The term "inactive duty training" means

 

(A) duty (other than full-time duty) prescribed or authorized for Reserves . . . which duty is scheduled in advance of (sic ) competent authority to begin at a specific time and place . . .

 Plaintiff's argument is that the fact that Henry Nowinski had been scheduled in advance to begin duty in the Navy at a specific time and place brings him within the rubric of § 765(3)(A).
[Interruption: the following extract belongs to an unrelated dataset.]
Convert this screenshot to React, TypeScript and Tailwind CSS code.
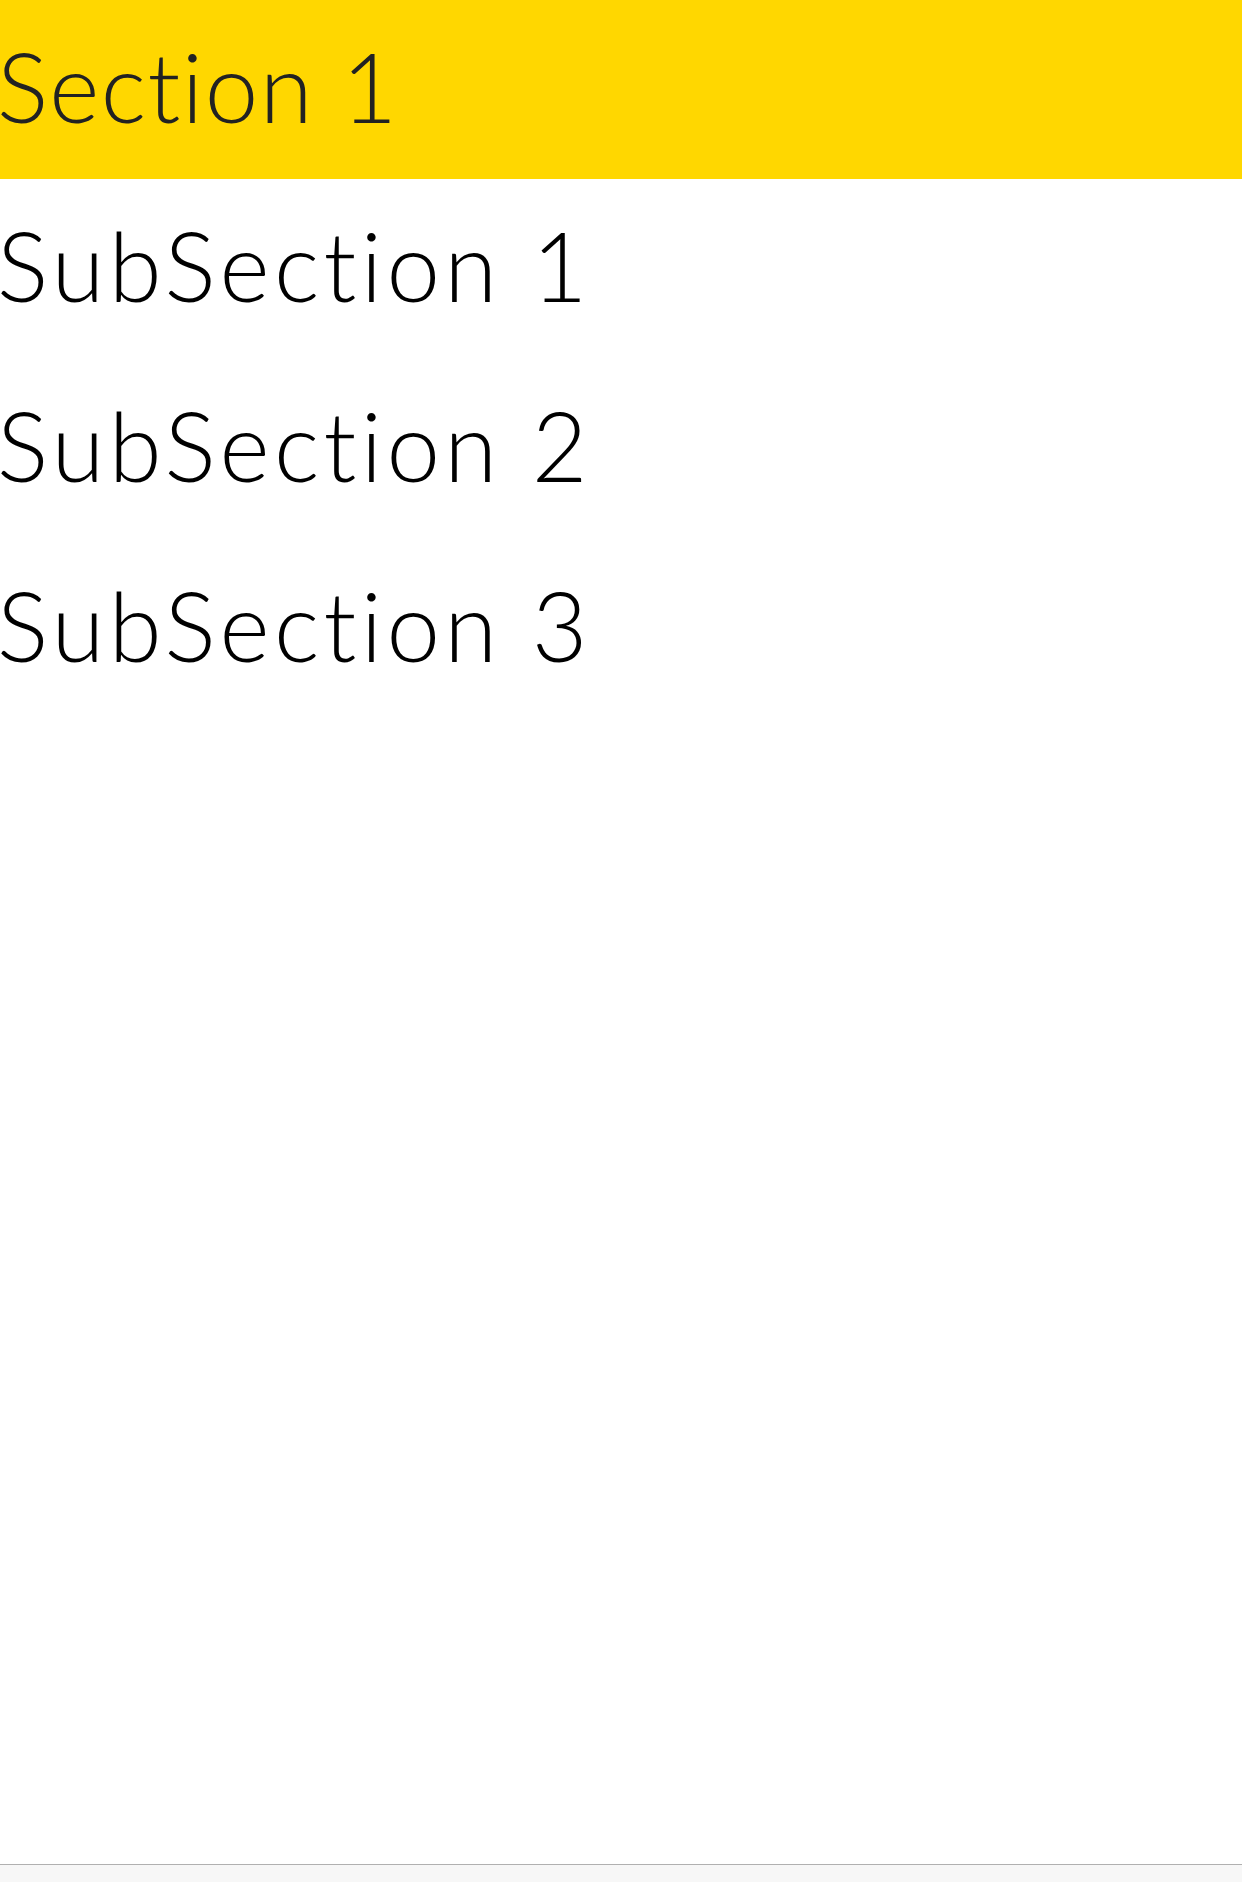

 Plaintiff's reading of that section is not persuasive. The fact that a member of the Reserves is "scheduled" to begin "duty" at "a specific time and place" does not serve to place him on "inactive duty training" before the period of "duty" commences. Rather, the language of the statute clearly contemplates that the status of being on "inactive duty training" entails actual participation in that "duty" which has been scheduled in advance. Henry Nowinski was assigned to "inactive duty." Section 765(3)(A) defines a person on "inactive duty training." In denying any significance to the word "training," in the term "inactive duty training," plaintiff's proposed interpretation is untenable.

 Plaintiff points out that subsection (4) of § 765 explicitly excludes "duty performed as a temporary member of the Coast Guard Reserve," from the categories of "active duty for training" and "inactive duty training," and argues that if duty performed as a temporary member of the Naval Reserve were also meant to be excluded, the statute would so specify. It is, however, of no consequence here that certain Coast Guard Reserve duty is ineligible for insurance coverage. It is not that Henry Nowinski was a temporary member of the Naval Reserve that defeats plaintiff's claim, it is the fact that he was not performing "duty," as that term is understood in the statute, that compels the conclusion that he was not covered by the insurance policy. Indeed, the further specification in that subsection that the term inactive duty training does not include (i) work or study performed in connection with correspondence courses, or (ii) attendance at an educational institution in an "inactive status," only reinforces the interpretation of "inactive duty training" as requiring participation in some undertaking beyond that associated with "inactive duty."

 Defendant's motion for summary judgment will thus be granted. Plaintiff's motion for summary judgment will be denied.